## INFORMATION SUPPLIED
════════════════

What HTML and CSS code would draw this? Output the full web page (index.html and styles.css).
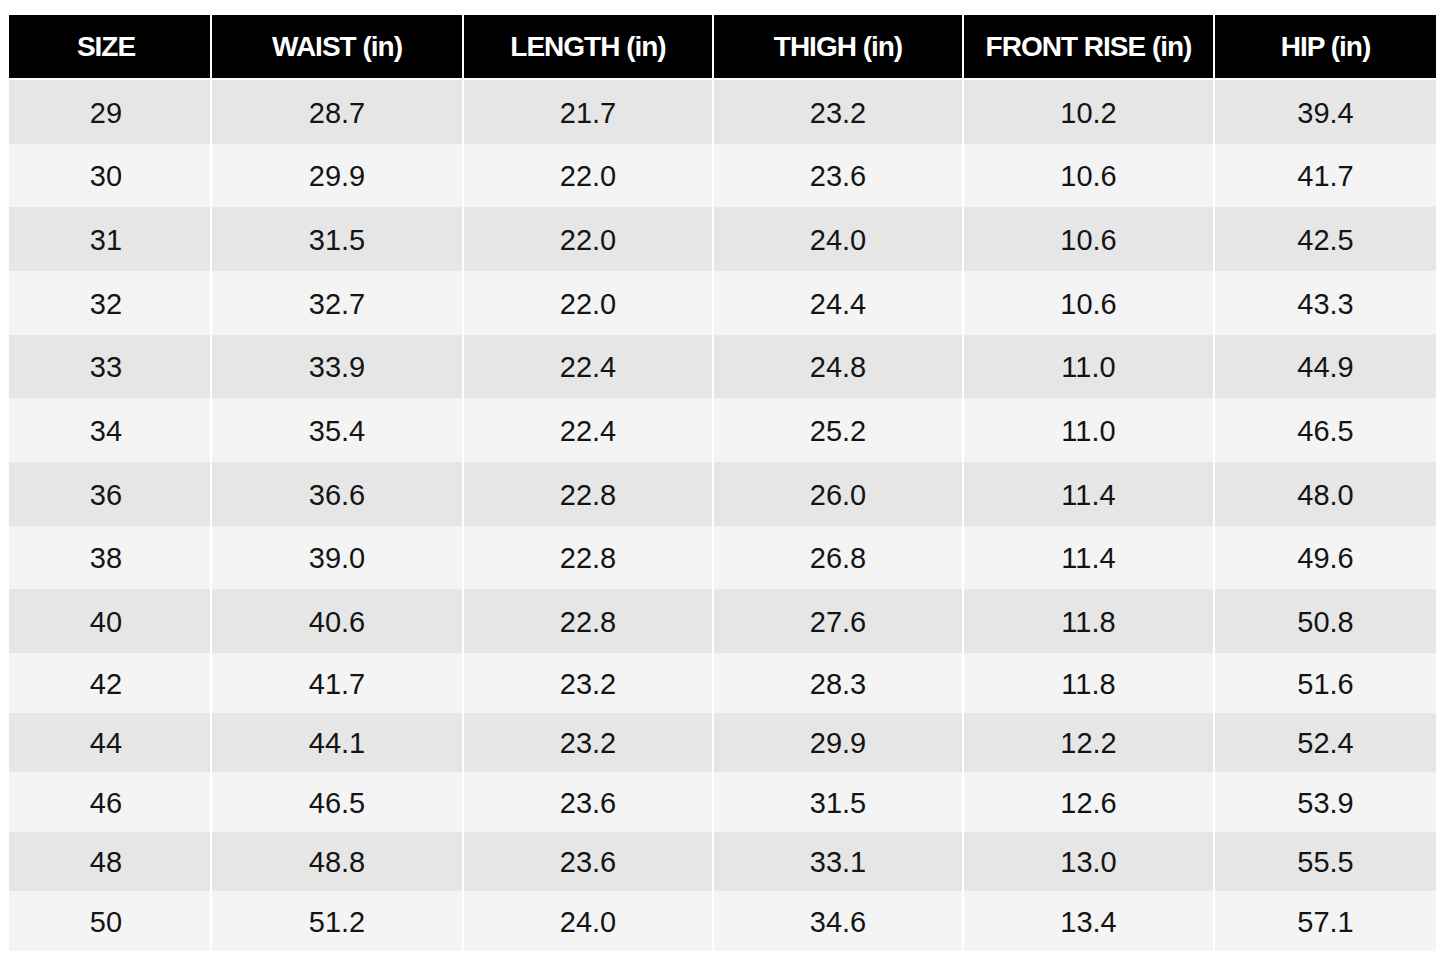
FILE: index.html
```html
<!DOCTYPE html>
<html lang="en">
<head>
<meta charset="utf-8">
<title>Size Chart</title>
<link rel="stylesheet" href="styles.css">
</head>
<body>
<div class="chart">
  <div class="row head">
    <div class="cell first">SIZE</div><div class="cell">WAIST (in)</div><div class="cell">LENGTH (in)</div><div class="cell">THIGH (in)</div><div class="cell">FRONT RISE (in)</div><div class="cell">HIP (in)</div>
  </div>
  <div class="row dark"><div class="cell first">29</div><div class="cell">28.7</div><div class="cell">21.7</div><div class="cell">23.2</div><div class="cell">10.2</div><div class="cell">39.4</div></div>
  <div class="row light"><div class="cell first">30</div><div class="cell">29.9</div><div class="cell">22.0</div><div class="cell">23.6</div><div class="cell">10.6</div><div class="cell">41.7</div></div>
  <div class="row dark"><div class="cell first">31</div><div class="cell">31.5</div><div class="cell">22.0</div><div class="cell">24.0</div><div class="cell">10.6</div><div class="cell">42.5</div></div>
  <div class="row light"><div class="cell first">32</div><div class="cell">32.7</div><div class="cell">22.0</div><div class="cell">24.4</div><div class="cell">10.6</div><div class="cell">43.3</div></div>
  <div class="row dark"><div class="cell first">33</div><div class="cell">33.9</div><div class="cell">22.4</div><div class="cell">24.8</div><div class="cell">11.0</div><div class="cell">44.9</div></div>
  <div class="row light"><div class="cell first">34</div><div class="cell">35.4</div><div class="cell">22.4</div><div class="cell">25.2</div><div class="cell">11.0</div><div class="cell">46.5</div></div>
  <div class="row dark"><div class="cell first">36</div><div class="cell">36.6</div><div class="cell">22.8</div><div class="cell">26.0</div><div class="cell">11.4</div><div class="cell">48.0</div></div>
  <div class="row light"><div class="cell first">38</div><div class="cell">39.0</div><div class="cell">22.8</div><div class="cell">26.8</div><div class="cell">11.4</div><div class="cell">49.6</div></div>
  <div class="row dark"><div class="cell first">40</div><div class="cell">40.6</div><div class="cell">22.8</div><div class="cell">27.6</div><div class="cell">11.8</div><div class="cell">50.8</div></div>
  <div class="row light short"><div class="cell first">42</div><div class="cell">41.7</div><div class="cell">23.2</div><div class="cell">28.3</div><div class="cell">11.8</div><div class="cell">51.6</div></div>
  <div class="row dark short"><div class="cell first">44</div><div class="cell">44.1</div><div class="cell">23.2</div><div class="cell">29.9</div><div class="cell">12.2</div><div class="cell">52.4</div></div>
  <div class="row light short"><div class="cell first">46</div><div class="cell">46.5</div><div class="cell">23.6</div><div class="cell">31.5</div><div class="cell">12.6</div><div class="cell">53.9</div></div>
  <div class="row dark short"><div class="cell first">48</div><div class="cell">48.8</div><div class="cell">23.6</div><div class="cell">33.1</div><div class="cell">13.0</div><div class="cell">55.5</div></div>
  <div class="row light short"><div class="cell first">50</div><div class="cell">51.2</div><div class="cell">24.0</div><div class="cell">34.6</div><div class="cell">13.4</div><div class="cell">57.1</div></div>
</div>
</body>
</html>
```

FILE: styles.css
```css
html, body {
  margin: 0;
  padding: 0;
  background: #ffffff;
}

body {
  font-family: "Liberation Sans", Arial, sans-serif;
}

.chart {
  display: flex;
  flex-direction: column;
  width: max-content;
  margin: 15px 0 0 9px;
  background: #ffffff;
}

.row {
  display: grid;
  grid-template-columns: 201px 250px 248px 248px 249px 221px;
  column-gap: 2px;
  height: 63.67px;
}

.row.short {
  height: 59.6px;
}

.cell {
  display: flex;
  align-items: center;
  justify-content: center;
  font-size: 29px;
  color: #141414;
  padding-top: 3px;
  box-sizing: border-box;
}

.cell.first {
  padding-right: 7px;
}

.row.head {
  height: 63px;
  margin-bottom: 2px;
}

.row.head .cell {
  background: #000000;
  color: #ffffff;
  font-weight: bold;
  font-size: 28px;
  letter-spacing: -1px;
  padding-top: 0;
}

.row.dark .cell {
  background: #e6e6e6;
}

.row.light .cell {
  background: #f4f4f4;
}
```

════════════════

## WHAT IS BEING ASKED
Reproduce the full listing above verbatim, with no pictures included.

## THE REPLY
What HTML and CSS code would draw this? Output the full web page (index.html and styles.css).
FILE: index.html
```html
<!DOCTYPE html>
<html lang="en">
<head>
<meta charset="utf-8">
<title>Size Chart</title>
<link rel="stylesheet" href="styles.css">
</head>
<body>
<div class="chart">
  <div class="row head">
    <div class="cell first">SIZE</div><div class="cell">WAIST (in)</div><div class="cell">LENGTH (in)</div><div class="cell">THIGH (in)</div><div class="cell">FRONT RISE (in)</div><div class="cell">HIP (in)</div>
  </div>
  <div class="row dark"><div class="cell first">29</div><div class="cell">28.7</div><div class="cell">21.7</div><div class="cell">23.2</div><div class="cell">10.2</div><div class="cell">39.4</div></div>
  <div class="row light"><div class="cell first">30</div><div class="cell">29.9</div><div class="cell">22.0</div><div class="cell">23.6</div><div class="cell">10.6</div><div class="cell">41.7</div></div>
  <div class="row dark"><div class="cell first">31</div><div class="cell">31.5</div><div class="cell">22.0</div><div class="cell">24.0</div><div class="cell">10.6</div><div class="cell">42.5</div></div>
  <div class="row light"><div class="cell first">32</div><div class="cell">32.7</div><div class="cell">22.0</div><div class="cell">24.4</div><div class="cell">10.6</div><div class="cell">43.3</div></div>
  <div class="row dark"><div class="cell first">33</div><div class="cell">33.9</div><div class="cell">22.4</div><div class="cell">24.8</div><div class="cell">11.0</div><div class="cell">44.9</div></div>
  <div class="row light"><div class="cell first">34</div><div class="cell">35.4</div><div class="cell">22.4</div><div class="cell">25.2</div><div class="cell">11.0</div><div class="cell">46.5</div></div>
  <div class="row dark"><div class="cell first">36</div><div class="cell">36.6</div><div class="cell">22.8</div><div class="cell">26.0</div><div class="cell">11.4</div><div class="cell">48.0</div></div>
  <div class="row light"><div class="cell first">38</div><div class="cell">39.0</div><div class="cell">22.8</div><div class="cell">26.8</div><div class="cell">11.4</div><div class="cell">49.6</div></div>
  <div class="row dark"><div class="cell first">40</div><div class="cell">40.6</div><div class="cell">22.8</div><div class="cell">27.6</div><div class="cell">11.8</div><div class="cell">50.8</div></div>
  <div class="row light short"><div class="cell first">42</div><div class="cell">41.7</div><div class="cell">23.2</div><div class="cell">28.3</div><div class="cell">11.8</div><div class="cell">51.6</div></div>
  <div class="row dark short"><div class="cell first">44</div><div class="cell">44.1</div><div class="cell">23.2</div><div class="cell">29.9</div><div class="cell">12.2</div><div class="cell">52.4</div></div>
  <div class="row light short"><div class="cell first">46</div><div class="cell">46.5</div><div class="cell">23.6</div><div class="cell">31.5</div><div class="cell">12.6</div><div class="cell">53.9</div></div>
  <div class="row dark short"><div class="cell first">48</div><div class="cell">48.8</div><div class="cell">23.6</div><div class="cell">33.1</div><div class="cell">13.0</div><div class="cell">55.5</div></div>
  <div class="row light short"><div class="cell first">50</div><div class="cell">51.2</div><div class="cell">24.0</div><div class="cell">34.6</div><div class="cell">13.4</div><div class="cell">57.1</div></div>
</div>
</body>
</html>
```

FILE: styles.css
```css
html, body {
  margin: 0;
  padding: 0;
  background: #ffffff;
}

body {
  font-family: "Liberation Sans", Arial, sans-serif;
}

.chart {
  display: flex;
  flex-direction: column;
  width: max-content;
  margin: 15px 0 0 9px;
  background: #ffffff;
}

.row {
  display: grid;
  grid-template-columns: 201px 250px 248px 248px 249px 221px;
  column-gap: 2px;
  height: 63.67px;
}

.row.short {
  height: 59.6px;
}

.cell {
  display: flex;
  align-items: center;
  justify-content: center;
  font-size: 29px;
  color: #141414;
  padding-top: 3px;
  box-sizing: border-box;
}

.cell.first {
  padding-right: 7px;
}

.row.head {
  height: 63px;
  margin-bottom: 2px;
}

.row.head .cell {
  background: #000000;
  color: #ffffff;
  font-weight: bold;
  font-size: 28px;
  letter-spacing: -1px;
  padding-top: 0;
}

.row.dark .cell {
  background: #e6e6e6;
}

.row.light .cell {
  background: #f4f4f4;
}
```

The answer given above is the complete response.